Exercise brief: Take the lines beginning with the one that contains "What React, TypeScript" and ending with the one that contains "</PagerRow>", and set them down exactly. Omit all pictures.

Data supplied:
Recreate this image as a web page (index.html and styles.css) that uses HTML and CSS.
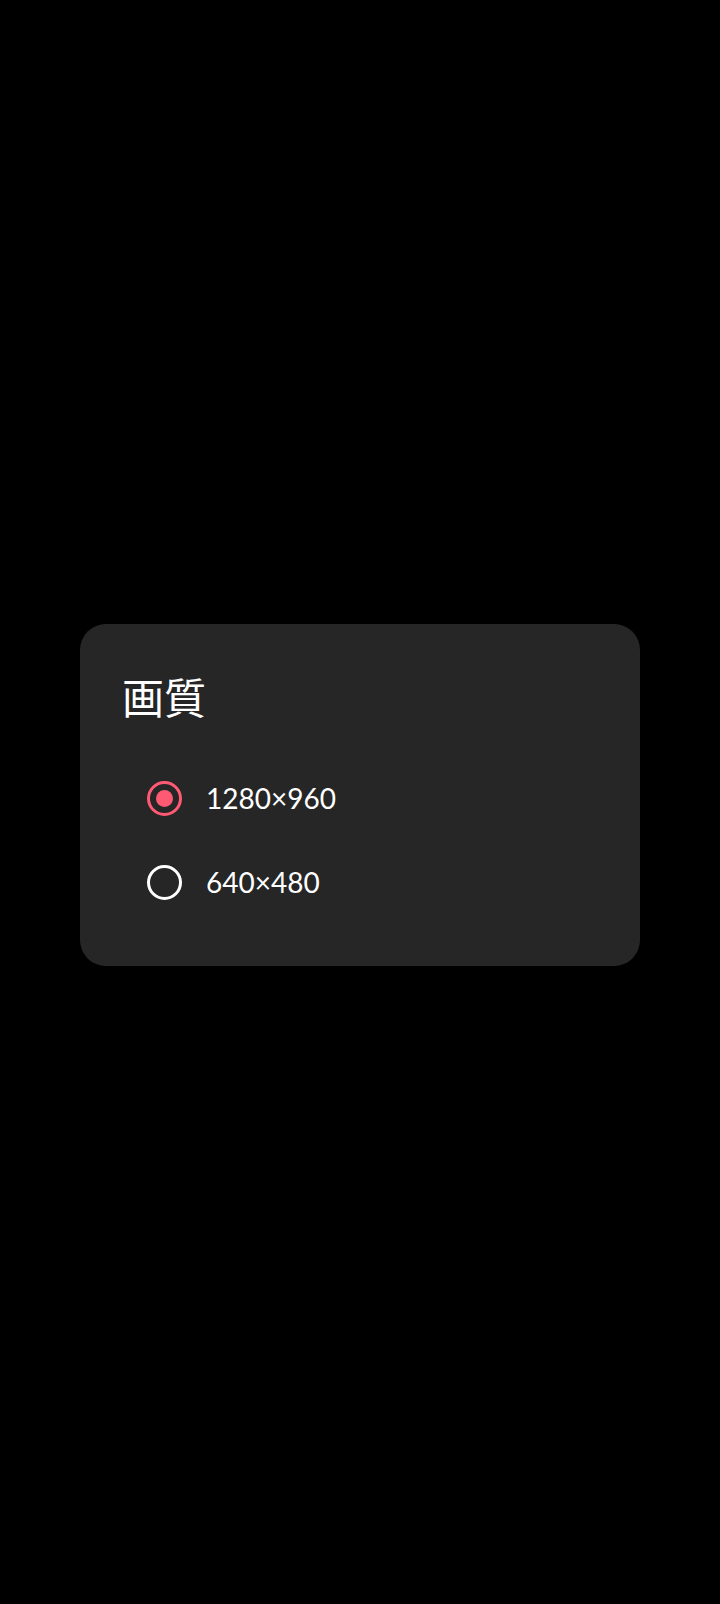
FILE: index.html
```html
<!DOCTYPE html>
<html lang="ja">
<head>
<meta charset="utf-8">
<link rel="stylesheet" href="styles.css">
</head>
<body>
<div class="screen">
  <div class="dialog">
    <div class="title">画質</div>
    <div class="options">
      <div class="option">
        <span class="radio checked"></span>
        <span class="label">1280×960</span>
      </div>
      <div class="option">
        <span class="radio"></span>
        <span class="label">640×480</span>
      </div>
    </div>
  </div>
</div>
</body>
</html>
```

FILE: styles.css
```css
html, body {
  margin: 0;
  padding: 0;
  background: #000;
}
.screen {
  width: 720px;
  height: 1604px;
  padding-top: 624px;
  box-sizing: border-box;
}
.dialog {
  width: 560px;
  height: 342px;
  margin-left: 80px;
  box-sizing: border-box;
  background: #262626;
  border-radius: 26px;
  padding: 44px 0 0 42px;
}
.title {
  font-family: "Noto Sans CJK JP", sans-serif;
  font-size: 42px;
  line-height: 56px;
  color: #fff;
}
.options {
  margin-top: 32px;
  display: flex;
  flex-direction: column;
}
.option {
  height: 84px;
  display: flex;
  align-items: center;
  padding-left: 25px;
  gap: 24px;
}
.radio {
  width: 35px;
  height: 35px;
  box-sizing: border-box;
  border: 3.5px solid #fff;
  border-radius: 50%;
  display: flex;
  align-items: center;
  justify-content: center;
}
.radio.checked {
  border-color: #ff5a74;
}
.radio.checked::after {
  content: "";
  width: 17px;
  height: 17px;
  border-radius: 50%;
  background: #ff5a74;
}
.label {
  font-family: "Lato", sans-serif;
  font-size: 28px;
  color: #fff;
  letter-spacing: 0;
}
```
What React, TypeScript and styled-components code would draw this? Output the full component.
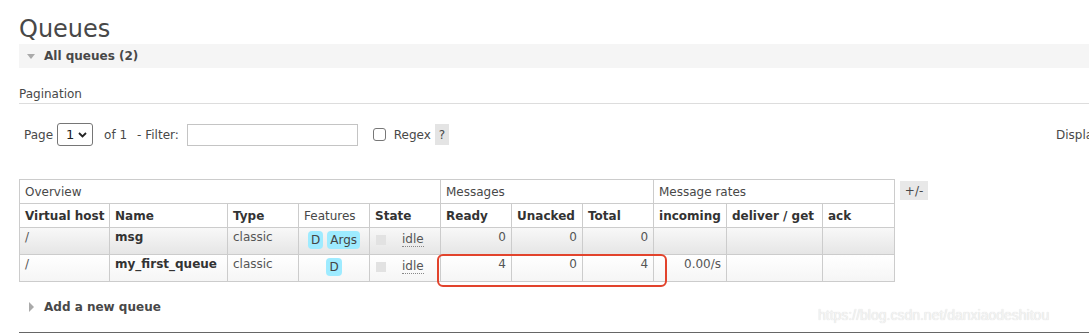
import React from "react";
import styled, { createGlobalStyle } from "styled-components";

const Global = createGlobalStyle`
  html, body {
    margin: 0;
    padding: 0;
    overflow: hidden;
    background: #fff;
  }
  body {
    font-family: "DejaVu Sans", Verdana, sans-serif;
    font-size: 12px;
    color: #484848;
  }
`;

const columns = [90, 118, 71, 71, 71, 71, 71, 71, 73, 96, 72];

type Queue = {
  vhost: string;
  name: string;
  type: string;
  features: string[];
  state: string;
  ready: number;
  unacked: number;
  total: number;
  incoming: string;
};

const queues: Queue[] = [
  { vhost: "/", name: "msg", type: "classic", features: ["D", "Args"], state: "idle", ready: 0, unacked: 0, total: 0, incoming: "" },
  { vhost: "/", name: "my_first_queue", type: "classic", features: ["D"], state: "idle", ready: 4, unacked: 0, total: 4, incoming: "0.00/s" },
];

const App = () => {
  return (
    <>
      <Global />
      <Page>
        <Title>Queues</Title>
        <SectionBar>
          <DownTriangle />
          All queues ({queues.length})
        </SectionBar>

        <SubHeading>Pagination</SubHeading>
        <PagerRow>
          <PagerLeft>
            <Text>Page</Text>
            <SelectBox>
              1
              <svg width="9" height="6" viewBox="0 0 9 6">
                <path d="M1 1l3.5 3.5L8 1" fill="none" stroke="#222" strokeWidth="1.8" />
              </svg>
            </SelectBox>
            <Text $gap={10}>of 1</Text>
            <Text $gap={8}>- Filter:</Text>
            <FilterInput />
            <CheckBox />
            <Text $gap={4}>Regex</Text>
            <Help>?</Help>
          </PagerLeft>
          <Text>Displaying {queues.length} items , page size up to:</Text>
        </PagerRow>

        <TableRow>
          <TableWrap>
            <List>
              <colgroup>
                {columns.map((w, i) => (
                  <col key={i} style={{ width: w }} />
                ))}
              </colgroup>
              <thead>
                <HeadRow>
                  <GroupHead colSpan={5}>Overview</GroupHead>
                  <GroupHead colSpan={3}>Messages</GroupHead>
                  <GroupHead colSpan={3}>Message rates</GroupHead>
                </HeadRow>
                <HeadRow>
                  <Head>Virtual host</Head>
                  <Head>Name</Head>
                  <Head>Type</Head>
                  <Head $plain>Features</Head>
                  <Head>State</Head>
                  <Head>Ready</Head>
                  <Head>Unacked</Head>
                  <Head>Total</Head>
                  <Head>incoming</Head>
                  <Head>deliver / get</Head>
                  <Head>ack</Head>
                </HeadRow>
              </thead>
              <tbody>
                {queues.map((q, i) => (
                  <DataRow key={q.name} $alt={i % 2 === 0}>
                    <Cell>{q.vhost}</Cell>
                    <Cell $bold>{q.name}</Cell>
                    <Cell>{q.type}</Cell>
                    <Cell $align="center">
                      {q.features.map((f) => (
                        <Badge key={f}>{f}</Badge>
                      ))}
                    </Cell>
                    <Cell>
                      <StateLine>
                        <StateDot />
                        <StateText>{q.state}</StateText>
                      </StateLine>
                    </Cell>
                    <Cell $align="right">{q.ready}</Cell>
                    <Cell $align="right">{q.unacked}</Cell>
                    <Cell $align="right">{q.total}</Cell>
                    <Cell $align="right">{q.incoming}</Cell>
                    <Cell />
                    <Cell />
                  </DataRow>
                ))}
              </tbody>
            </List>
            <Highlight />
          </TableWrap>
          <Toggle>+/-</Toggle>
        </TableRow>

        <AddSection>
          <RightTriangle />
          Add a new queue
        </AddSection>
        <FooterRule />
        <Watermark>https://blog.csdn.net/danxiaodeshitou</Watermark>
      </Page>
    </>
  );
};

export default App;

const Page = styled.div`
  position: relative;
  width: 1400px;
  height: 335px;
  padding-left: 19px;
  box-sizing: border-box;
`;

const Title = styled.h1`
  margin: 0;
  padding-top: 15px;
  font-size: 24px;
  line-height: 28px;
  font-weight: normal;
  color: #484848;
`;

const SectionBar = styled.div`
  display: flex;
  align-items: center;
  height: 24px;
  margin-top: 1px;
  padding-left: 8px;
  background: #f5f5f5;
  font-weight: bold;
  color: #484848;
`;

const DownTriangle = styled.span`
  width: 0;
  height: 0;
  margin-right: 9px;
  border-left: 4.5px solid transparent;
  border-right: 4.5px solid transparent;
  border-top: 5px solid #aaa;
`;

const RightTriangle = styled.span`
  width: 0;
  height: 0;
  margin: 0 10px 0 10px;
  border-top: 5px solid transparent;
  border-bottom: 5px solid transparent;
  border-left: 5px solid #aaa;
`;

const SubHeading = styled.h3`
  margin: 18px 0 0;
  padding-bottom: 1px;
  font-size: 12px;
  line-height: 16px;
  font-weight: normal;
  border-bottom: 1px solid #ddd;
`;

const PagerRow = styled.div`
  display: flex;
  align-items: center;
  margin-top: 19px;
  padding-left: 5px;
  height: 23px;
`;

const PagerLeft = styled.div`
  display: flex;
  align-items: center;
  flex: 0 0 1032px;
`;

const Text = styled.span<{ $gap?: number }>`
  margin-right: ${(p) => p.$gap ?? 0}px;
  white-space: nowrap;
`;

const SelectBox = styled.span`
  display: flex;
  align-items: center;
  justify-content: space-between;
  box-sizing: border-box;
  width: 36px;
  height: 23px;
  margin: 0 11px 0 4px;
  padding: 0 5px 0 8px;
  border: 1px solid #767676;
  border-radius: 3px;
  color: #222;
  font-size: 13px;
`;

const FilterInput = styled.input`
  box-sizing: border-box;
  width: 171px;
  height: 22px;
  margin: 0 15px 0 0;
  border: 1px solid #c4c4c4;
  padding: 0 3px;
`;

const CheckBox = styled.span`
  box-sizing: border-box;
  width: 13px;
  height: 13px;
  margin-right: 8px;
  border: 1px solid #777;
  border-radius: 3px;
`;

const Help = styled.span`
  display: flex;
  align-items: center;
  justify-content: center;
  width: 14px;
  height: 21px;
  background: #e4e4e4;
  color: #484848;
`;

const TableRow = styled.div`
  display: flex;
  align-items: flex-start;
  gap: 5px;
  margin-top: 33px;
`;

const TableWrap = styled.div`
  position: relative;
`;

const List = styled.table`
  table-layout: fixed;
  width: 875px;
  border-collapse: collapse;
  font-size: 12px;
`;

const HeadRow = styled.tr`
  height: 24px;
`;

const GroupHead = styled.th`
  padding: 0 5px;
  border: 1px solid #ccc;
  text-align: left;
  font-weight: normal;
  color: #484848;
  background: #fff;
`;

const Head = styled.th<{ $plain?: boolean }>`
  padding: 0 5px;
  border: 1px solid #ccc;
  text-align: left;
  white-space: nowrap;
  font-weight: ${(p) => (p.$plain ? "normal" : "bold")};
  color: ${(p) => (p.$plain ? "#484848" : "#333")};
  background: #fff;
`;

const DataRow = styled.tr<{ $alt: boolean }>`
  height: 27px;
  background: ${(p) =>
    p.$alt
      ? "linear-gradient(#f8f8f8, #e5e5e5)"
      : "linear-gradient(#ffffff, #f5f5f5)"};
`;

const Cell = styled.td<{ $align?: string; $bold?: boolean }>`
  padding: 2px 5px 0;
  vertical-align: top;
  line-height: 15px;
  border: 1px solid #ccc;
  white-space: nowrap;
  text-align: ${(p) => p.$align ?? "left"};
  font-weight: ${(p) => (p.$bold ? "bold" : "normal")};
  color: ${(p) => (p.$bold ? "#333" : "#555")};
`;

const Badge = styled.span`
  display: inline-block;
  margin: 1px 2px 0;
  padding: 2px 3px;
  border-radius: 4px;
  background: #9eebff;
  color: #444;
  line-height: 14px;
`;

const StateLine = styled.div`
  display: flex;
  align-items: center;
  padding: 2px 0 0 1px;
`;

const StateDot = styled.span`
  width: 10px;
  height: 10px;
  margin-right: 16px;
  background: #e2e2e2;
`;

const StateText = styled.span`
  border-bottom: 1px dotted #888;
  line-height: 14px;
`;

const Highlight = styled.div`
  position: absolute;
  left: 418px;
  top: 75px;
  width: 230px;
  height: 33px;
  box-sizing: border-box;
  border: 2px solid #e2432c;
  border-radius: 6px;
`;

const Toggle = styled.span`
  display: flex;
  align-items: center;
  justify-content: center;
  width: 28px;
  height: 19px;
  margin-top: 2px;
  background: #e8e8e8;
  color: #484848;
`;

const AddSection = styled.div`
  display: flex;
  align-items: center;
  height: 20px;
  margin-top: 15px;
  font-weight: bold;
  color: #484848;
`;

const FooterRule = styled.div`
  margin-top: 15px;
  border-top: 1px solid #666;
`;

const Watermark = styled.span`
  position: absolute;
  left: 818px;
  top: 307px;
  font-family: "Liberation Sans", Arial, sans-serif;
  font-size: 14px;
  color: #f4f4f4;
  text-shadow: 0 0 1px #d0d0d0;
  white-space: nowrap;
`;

Answer to the exercise:
What React, TypeScript and styled-components code would draw this? Output the full component.
import React from "react";
import styled, { createGlobalStyle } from "styled-components";

const Global = createGlobalStyle`
  html, body {
    margin: 0;
    padding: 0;
    overflow: hidden;
    background: #fff;
  }
  body {
    font-family: "DejaVu Sans", Verdana, sans-serif;
    font-size: 12px;
    color: #484848;
  }
`;

const columns = [90, 118, 71, 71, 71, 71, 71, 71, 73, 96, 72];

type Queue = {
  vhost: string;
  name: string;
  type: string;
  features: string[];
  state: string;
  ready: number;
  unacked: number;
  total: number;
  incoming: string;
};

const queues: Queue[] = [
  { vhost: "/", name: "msg", type: "classic", features: ["D", "Args"], state: "idle", ready: 0, unacked: 0, total: 0, incoming: "" },
  { vhost: "/", name: "my_first_queue", type: "classic", features: ["D"], state: "idle", ready: 4, unacked: 0, total: 4, incoming: "0.00/s" },
];

const App = () => {
  return (
    <>
      <Global />
      <Page>
        <Title>Queues</Title>
        <SectionBar>
          <DownTriangle />
          All queues ({queues.length})
        </SectionBar>

        <SubHeading>Pagination</SubHeading>
        <PagerRow>
          <PagerLeft>
            <Text>Page</Text>
            <SelectBox>
              1
              <svg width="9" height="6" viewBox="0 0 9 6">
                <path d="M1 1l3.5 3.5L8 1" fill="none" stroke="#222" strokeWidth="1.8" />
              </svg>
            </SelectBox>
            <Text $gap={10}>of 1</Text>
            <Text $gap={8}>- Filter:</Text>
            <FilterInput />
            <CheckBox />
            <Text $gap={4}>Regex</Text>
            <Help>?</Help>
          </PagerLeft>
          <Text>Displaying {queues.length} items , page size up to:</Text>
        </PagerRow>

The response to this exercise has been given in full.